The next day, Ian takes us to a Shona village . This is the kind of thing I loath – a bunch of tourists traipsing around some poverty-stricken village where the inhabitants do a little dance for us, display their rather poorly made artefacts for sale and expect lots of tips. I feel embarrassed and out of place, although I know that our money is badly needed. Ian says that buying artefacts is better than handing over money, and so I search for some little thing that might take my fancy. I am trying hard not to spend extra money, as Zimbabwe is incredibly expensive. So far, I have found nothing on the trip to compare with Kenyan artefacts, either for diversity or beauty, so I cast my eye wearily over the shiny bowls and rather ugly sculptures spread out on the ground. Aha! Now here’s a thing: an odd little carving of wood that, on first glance, looks like the head of some animal with a long tongue reaching down to meet a tail that resembles that of a rattle snake. It charms me and Ian tells me that this is Nyame Nyame, the goddess of all waters.
I purchase it for eight dollars, about twice what it’s worth, and string it around my neck where it lives for the next few days until we reach Victoria Falls. This is an ugly place of fast-food restaurants and travel agents, built around the magnificent falls for the sole purpose of feeding the tourist industry and for the first time, we encounter hordes of Germans, Italians, and overlanders like us and I can’t wait to get out. I dutifully walk to the falls and wander around the viewing points, which are mercifully free today of other tourists – perhaps because the water is very high from the rain and the mist and spray fill the sky, reducing the view to a foggy white haze. And so I am almost alone and enjoy getting thoroughly drenched as I gaze out over the cataracts and listen to the “great smoking thunder” as the falls are known locally.
On my walk back into the town, several men stop me with “Hallo! How are you today? Where do you come from?” and I have learned to simply say, “I am not buying anything and I would like to walk alone,” which they respect. One of them sees my Nyame Nyame and offers me one made of bone, which I refuse. “It is a sea horse,” he says. “Nyame Nyame is the god of the sea and rides a horse, so it is a sea horse.” I am puzzled by this story, and recall that somewhere along the way, I had seen little key chains in the shape of beaded sea horses being sold on the roadside. What did sea horses have to do with Zimbabwe, I wondered, so far from the sea?

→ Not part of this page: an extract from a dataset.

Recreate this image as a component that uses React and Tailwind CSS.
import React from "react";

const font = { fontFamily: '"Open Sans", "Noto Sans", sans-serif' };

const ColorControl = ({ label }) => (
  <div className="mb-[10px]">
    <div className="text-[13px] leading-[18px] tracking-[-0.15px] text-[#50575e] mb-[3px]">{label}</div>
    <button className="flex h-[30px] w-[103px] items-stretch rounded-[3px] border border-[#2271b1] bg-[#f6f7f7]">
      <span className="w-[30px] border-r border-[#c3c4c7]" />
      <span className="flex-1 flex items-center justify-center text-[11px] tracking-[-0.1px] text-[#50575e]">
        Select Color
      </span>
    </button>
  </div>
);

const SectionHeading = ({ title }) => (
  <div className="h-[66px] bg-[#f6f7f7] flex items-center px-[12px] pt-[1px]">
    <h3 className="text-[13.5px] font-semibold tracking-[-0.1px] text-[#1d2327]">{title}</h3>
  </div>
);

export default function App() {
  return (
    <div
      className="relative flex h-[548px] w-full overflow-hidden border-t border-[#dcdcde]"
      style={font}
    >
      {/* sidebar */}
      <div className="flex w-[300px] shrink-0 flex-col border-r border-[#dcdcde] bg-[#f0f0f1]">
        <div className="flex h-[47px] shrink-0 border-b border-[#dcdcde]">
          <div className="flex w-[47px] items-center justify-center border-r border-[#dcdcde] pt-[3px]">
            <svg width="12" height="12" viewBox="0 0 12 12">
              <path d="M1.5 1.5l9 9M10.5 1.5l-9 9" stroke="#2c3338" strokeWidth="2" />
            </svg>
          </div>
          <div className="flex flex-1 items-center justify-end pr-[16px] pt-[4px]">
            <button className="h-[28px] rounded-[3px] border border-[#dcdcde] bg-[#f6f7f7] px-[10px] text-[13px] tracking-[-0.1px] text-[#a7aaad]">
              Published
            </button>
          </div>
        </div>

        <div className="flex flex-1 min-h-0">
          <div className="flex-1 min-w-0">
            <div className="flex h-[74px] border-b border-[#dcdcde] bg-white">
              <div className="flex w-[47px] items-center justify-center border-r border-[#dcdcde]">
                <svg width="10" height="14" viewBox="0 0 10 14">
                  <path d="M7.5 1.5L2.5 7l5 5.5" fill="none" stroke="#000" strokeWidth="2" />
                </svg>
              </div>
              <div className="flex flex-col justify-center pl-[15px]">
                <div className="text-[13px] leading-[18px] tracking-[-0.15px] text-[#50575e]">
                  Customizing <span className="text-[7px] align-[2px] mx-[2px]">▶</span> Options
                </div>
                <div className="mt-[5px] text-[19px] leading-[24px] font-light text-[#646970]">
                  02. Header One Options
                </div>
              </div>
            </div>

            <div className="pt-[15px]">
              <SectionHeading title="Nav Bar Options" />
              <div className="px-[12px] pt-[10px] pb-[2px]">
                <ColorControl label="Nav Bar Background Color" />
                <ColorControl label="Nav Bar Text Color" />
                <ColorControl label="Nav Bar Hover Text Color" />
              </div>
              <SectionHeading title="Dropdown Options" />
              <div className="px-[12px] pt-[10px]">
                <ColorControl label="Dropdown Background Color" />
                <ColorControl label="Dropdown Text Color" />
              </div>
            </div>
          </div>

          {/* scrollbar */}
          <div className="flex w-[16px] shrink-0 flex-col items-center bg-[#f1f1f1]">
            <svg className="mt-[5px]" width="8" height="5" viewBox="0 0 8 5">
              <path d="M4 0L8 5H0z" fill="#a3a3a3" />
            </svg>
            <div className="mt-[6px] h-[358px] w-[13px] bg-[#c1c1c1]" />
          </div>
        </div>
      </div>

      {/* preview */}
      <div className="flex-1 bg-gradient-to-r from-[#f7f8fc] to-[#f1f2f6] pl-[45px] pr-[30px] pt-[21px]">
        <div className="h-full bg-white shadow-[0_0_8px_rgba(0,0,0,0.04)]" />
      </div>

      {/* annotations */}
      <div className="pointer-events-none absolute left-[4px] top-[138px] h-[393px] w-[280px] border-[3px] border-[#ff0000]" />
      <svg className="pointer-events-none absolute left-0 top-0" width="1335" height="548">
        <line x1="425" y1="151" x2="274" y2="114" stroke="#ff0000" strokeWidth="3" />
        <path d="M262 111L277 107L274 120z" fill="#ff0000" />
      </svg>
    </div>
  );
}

I looked at my Nyame Nyame more closely and saw that its shape does indeed, resemble a sea horse. But another tour guide explained to me that this is simply a misinterpretation by illiterate people, none of whom could have ever even seen a sea horse. Somewhere along the way, the myth has become distorted and changed. The head of my little wooden carving is supposed to be that of a tiger fish, with very sharp teeth, attached to the tail of a snake which loops up to rejoin the back of the head.
On a boat trip along the Zambezi River, I get into conversation with a very educated young African. “So what is Nyame Nyame?” I ask. “She is the god and the goddess of all waters,” he explains, “revered by the Togo people who live along the river. The Zambezi River divides Zambia from Zimbabwe, but the Togo refuse to recognize any international boundaries and as long as they are in their canoes on the river, they can pass freely from one side to the other, from one country to the other. ” I can see shrines to Nyame Nyame all along the river.

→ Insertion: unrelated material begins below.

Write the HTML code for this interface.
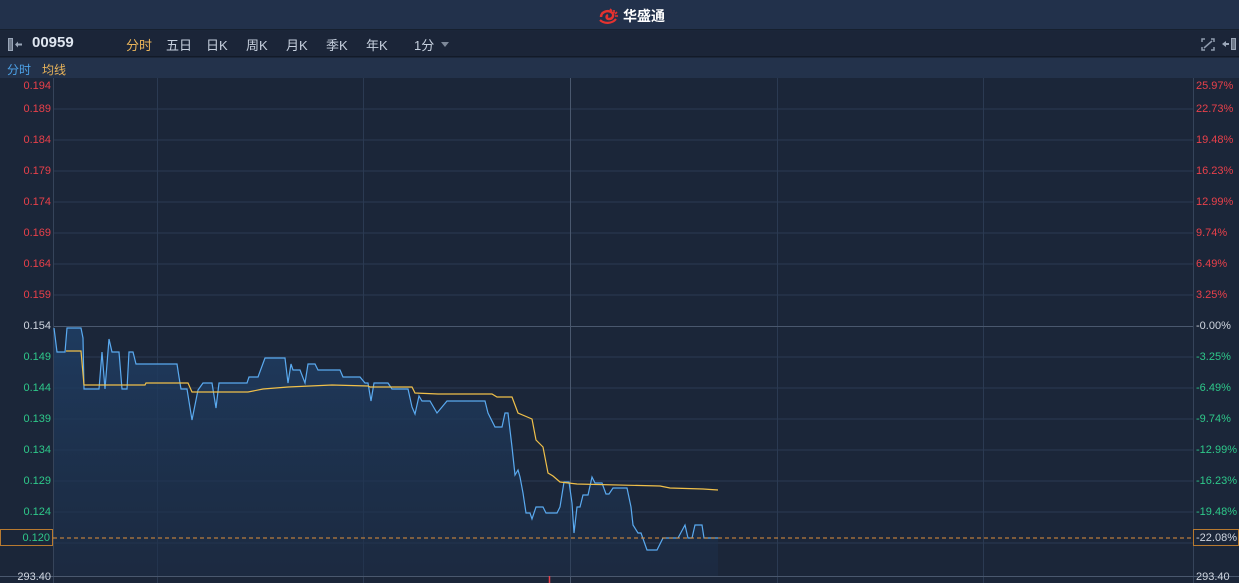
<!DOCTYPE html>
<html><head><meta charset="utf-8">
<style>
*{margin:0;padding:0;box-sizing:border-box}
body{width:1239px;height:583px;overflow:hidden;background:#1b2639;font-family:"Liberation Sans","Noto Sans CJK SC",sans-serif;position:relative}
.hdr{position:absolute;left:0;top:0;width:1239px;height:30px;background:#22314b;border-bottom:1px solid #16202f}
.logo{position:absolute;left:598px;top:6px;display:flex;align-items:center;gap:3px;color:#fff;font-weight:bold;font-size:14px}
.tb{position:absolute;left:0;top:31px;width:1239px;height:26px;background:#1b2538;border-bottom:1px solid #121a28;color:#c6d0de;font-size:13px}
.tb span{position:absolute;top:4px}
.lg{position:absolute;left:0;top:58px;width:1239px;height:20px;background:#23324b;font-size:12px}
.ax{position:absolute;font-size:11px;line-height:12px}
.l{right:1188px;text-align:right}
.r{left:1196px}
.red{color:#e8404a}.grn{color:#2ec88a}.wh{color:#d0d6e0}
</style></head><body>
<div class="hdr"><div class="logo">
<svg width="22" height="16" viewBox="0 0 22 16"><path d="M3 9 C3 4 9 2 13 4 C17 6 15 11 11 11 C8 11 8 8 10 7" fill="none" stroke="#e5322f" stroke-width="2.5"/><path d="M12 1 L14 3 M16 2 L16 5 M19 4 L17 6 M20 8 L17 8" stroke="#e5322f" stroke-width="1.6"/><path d="M2 12 C6 16 14 16 18 11" fill="none" stroke="#e5322f" stroke-width="2.2"/></svg>
<span>华盛通</span></div></div>
<div class="tb">
<svg style="position:absolute;left:8px;top:7px" width="16" height="13"><rect x="0.5" y="0.5" width="4" height="12" fill="#6d7889" stroke="#9aa6b8"/><path d="M7 6.5 L10 3.5 L10 5.5 L14 5.5 L14 7.5 L10 7.5 L10 9.5 Z" fill="#9aa6b8"/></svg>
<span style="left:32px;top:3px;font-weight:bold;font-size:15px;color:#dfe6f0">00959</span>
<span style="left:126px;color:#e9b45a">分时</span>
<span style="left:166px">五日</span>
<span style="left:206px">日K</span>
<span style="left:246px">周K</span>
<span style="left:286px">月K</span>
<span style="left:326px">季K</span>
<span style="left:366px">年K</span>
<span style="left:414px">1分</span>
<span style="left:441px;top:11px;width:0;height:0;border-left:4px solid transparent;border-right:4px solid transparent;border-top:5px solid #7d8899"></span>
<svg style="position:absolute;left:1201px;top:7px" width="14" height="13" fill="none" stroke="#8f9bae" stroke-width="1.5"><path d="M1 4V1H4M10 1H13V4M13 9V12H10M4 12H1V9M3 10L11 3"/></svg>
<svg style="position:absolute;left:1221px;top:6px" width="16" height="14"><path d="M1 7 L5 4 L5 6 L8 6 L8 8 L5 8 L5 10Z" fill="#9aa6b8"/><rect x="10.5" y="1.5" width="4" height="11" fill="#6d7889" stroke="#9aa6b8"/></svg>
</div>
<div class="lg"><span style="position:absolute;left:7px;top:3px;color:#4da2e8">分时</span><span style="position:absolute;left:42px;top:3px;color:#e9b45a">均线</span></div>

<svg style="position:absolute;left:0;top:78px" width="1239" height="505">
<defs><linearGradient id="g" x1="0" y1="0" x2="0" y2="1"><stop offset="0" stop-color="#1f3d63" stop-opacity=".9"/><stop offset="1" stop-color="#1c2e48" stop-opacity=".5"/></linearGradient></defs>
<g stroke="#2b3a52" stroke-width="1">
<line x1="53" y1="31" x2="1193" y2="31"/><line x1="53" y1="62" x2="1193" y2="62"/><line x1="53" y1="93" x2="1193" y2="93"/><line x1="53" y1="124" x2="1193" y2="124"/><line x1="53" y1="155" x2="1193" y2="155"/><line x1="53" y1="186" x2="1193" y2="186"/><line x1="53" y1="217" x2="1193" y2="217"/><line x1="53" y1="279" x2="1193" y2="279"/><line x1="53" y1="310" x2="1193" y2="310"/><line x1="53" y1="341" x2="1193" y2="341"/><line x1="53" y1="372" x2="1193" y2="372"/><line x1="53" y1="403" x2="1193" y2="403"/><line x1="53" y1="434" x2="1193" y2="434"/><line x1="53" y1="465" x2="1193" y2="465"/>
<line x1="157.5" y1="0" x2="157.5" y2="505"/><line x1="363.5" y1="0" x2="363.5" y2="505"/><line x1="777.5" y1="0" x2="777.5" y2="505"/><line x1="983.5" y1="0" x2="983.5" y2="505"/>
</g>
<line x1="53" y1="248.5" x2="1193" y2="248.5" stroke="#4a586e"/>
<line x1="570.5" y1="0" x2="570.5" y2="505" stroke="#4a586e"/>
<line x1="53.5" y1="0" x2="53.5" y2="505" stroke="#36445a"/>
<line x1="1193.5" y1="0" x2="1193.5" y2="505" stroke="#36445a"/>
<line x1="0" y1="498.5" x2="1239" y2="498.5" stroke="#4a586e"/>
<line x1="549.5" y1="498" x2="549.5" y2="505" stroke="#e8404a" stroke-width="1.5"/>
<g transform="translate(0,-78)">
<polygon fill="url(#g)" points="54,328 57,352 65,352 67,328 81,328 83,338 84,389 99,389 102,352 105,389 109,339 112,352 119,352 122,389 127,389 129,352 133,352 136,364 177,364 179,377 181,389 187,389 192,420 198,390 203,383 212,383 216,408 219,383 247,383 249,377 258,377 265,358 285,358 288,383 291,364 293,370 300,370 305,383 308,364 315,364 318,370 340,370 343,377 360,377 365,383 368,383 371,401 374,383 388,383 392,389 408,389 412,407 415,414 419,396 422,401 430,401 437,413 442,407 447,401 485,401 488,413 495,427 502,427 505,413 508,413 512,447 515,475 518,470 520,477 523,493 526,513 530,513 532,519 536,507 543,507 546,513 557,513 560,507 564,482 569,482 572,503 574,533 577,507 580,507 583,495 588,495 592,477 595,483 602,483 606,494 609,494 613,488 627,488 631,507 633,525 638,533 641,533 647,550 657,550 663,538 678,538 685,525 688,538 692,538 695,525 702,525 704,538 718,538 718,576 54,576"/>
<polyline fill="none" stroke="#5aaaf0" stroke-width="1.2" points="54,328 57,352 65,352 67,328 81,328 83,338 84,389 99,389 102,352 105,389 109,339 112,352 119,352 122,389 127,389 129,352 133,352 136,364 177,364 179,377 181,389 187,389 192,420 198,390 203,383 212,383 216,408 219,383 247,383 249,377 258,377 265,358 285,358 288,383 291,364 293,370 300,370 305,383 308,364 315,364 318,370 340,370 343,377 360,377 365,383 368,383 371,401 374,383 388,383 392,389 408,389 412,407 415,414 419,396 422,401 430,401 437,413 442,407 447,401 485,401 488,413 495,427 502,427 505,413 508,413 512,447 515,475 518,470 520,477 523,493 526,513 530,513 532,519 536,507 543,507 546,513 557,513 560,507 564,482 569,482 572,503 574,533 577,507 580,507 583,495 588,495 592,477 595,483 602,483 606,494 609,494 613,488 627,488 631,507 633,525 638,533 641,533 647,550 657,550 663,538 678,538 685,525 688,538 692,538 695,525 702,525 704,538 718,538"/>
<polyline fill="none" stroke="#f0c04a" stroke-width="1.2" points="66,351 81,351 84,385 145,385 146,383 188,383 192,392 248,392 263,389 288,387 332,385 368,386 370,387 412,387 415,393 438,394 492,394 497,397 512,397 518,413 532,419 536,440 543,447 548,473 553,476 560,482 577,484 660,486 670,488 703,489 718,490"/>
<line x1="53" y1="538" x2="1193" y2="538" stroke="#e0903a" stroke-width="1" stroke-dasharray="4,3"/>
</g>
</svg>

<div class="ax l red" style="top:80px">0.194</div>
<div class="ax l red" style="top:103px">0.189</div>
<div class="ax l red" style="top:134px">0.184</div>
<div class="ax l red" style="top:165px">0.179</div>
<div class="ax l red" style="top:196px">0.174</div>
<div class="ax l red" style="top:227px">0.169</div>
<div class="ax l red" style="top:258px">0.164</div>
<div class="ax l red" style="top:289px">0.159</div>
<div class="ax l wh" style="top:320px">0.154</div>
<div class="ax l grn" style="top:351px">0.149</div>
<div class="ax l grn" style="top:382px">0.144</div>
<div class="ax l grn" style="top:413px">0.139</div>
<div class="ax l grn" style="top:444px">0.134</div>
<div class="ax l grn" style="top:475px">0.129</div>
<div class="ax l grn" style="top:506px">0.124</div>
<div class="ax l grn" style="top:537px">0.119</div>
<div class="ax r red" style="top:80px">25.97%</div>
<div class="ax r red" style="top:103px">22.73%</div>
<div class="ax r red" style="top:134px">19.48%</div>
<div class="ax r red" style="top:165px">16.23%</div>
<div class="ax r red" style="top:196px">12.99%</div>
<div class="ax r red" style="top:227px">9.74%</div>
<div class="ax r red" style="top:258px">6.49%</div>
<div class="ax r red" style="top:289px">3.25%</div>
<div class="ax r wh" style="top:320px">-0.00%</div>
<div class="ax r grn" style="top:351px">-3.25%</div>
<div class="ax r grn" style="top:382px">-6.49%</div>
<div class="ax r grn" style="top:413px">-9.74%</div>
<div class="ax r grn" style="top:444px">-12.99%</div>
<div class="ax r grn" style="top:475px">-16.23%</div>
<div class="ax r grn" style="top:506px">-19.48%</div>
<div class="ax r grn" style="top:537px">-22.73%</div>
<div class="ax" style="left:0;top:529px;width:53px;height:17px;border:1px solid #b87a30;background:#1b2639;color:#2ec88a;text-align:right;padding:2px 2px 0 0">0.120</div>
<div class="ax" style="left:1193px;top:529px;width:46px;height:17px;border:1px solid #b87a30;background:#1b2639;color:#d0d6e0;padding:2px 0 0 2px">-22.08%</div>
<div class="ax wh" style="right:1188px;top:571px;text-align:right">293.40</div>
<div class="ax wh" style="left:1196px;top:571px">293.40</div>
</body></html>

It turns out that when the Italians wanted to build the Kariba dam, they had neglected to consult Nyame Nyame, who is represented locally by a chief. When the chief at that time approached the Italians, asking what would happen to his people, who would be flooded out of their homes by the dam, he was dismissed. Not long after that, the river rose to unheard of heights and stopped construction on the dam. A bridge was completely destroyed. The Italians rebuilt it and the chief approached them again, but again, he was dismissed, his concerns deemed insignificant. Soon a raging flood took the Italians by surprise, causing the death of 86 Italian workers, most of whom were buried in the still wet concrete and became part of the damn they were building. Now the Italians began to pay attention and eventually, it was agreed that the Togo would be relocated to higher ground, and that as many animals as possible would also be saved before the dam was completed. The Kariba dam was built and still supplies electricity to Zambia and Zimbabwe – and Nyame Nyame is not only satisfied that his work was done well but is also represented today by a chief in Parliament who must be consulted on all matters to do with water.
Tiger fish, snake or sea horse…does it matter? What I know is that it is the power of belief that moves mountains. Belief itself is the clue, not the material symbol of it. And so I remove my Nyame Nyame from around my neck for I feel that perhaps it is a sacrilege, this silly thing made for tourists, and I ought to have more respect for it. I call Ian to thank him for the terrific day he gave us, and without my saying a word, he asks me if I am still wearing the talisman. “No, I took it off,” I say. “Good thing,” he replies. “We’ve had enough rain – we don’t anyone monkeying around with it now.” I laugh but he stops me. “I’m serious,” he says. “You don’t fool around with this kind of thing. You’ve lived in Africa long enough – you should know this.“
He’s right. I have lived in Africa long enough and I do know these things. “So what should I do with it?” I ask Ian. “Pack it away,” he says. “It’s not yours to wear or play with. Keep it safely somewhere and if you ever come back to Zimbabwe, throw it in the river where it belongs.” Ian agrees to do this for me if I send him my Nyame Nyame. “Trust me,” he says. “You’ll be doing all of us a favor.”
I do trust him. He is, after all, a true White African while I am but an envious shadow. I will do what he says and hope that my little Nyame Nyame may swim like a sea-horse, to and fro, until it finds a resting place on the floor of the Great Zambezi, there to work its wonders forever.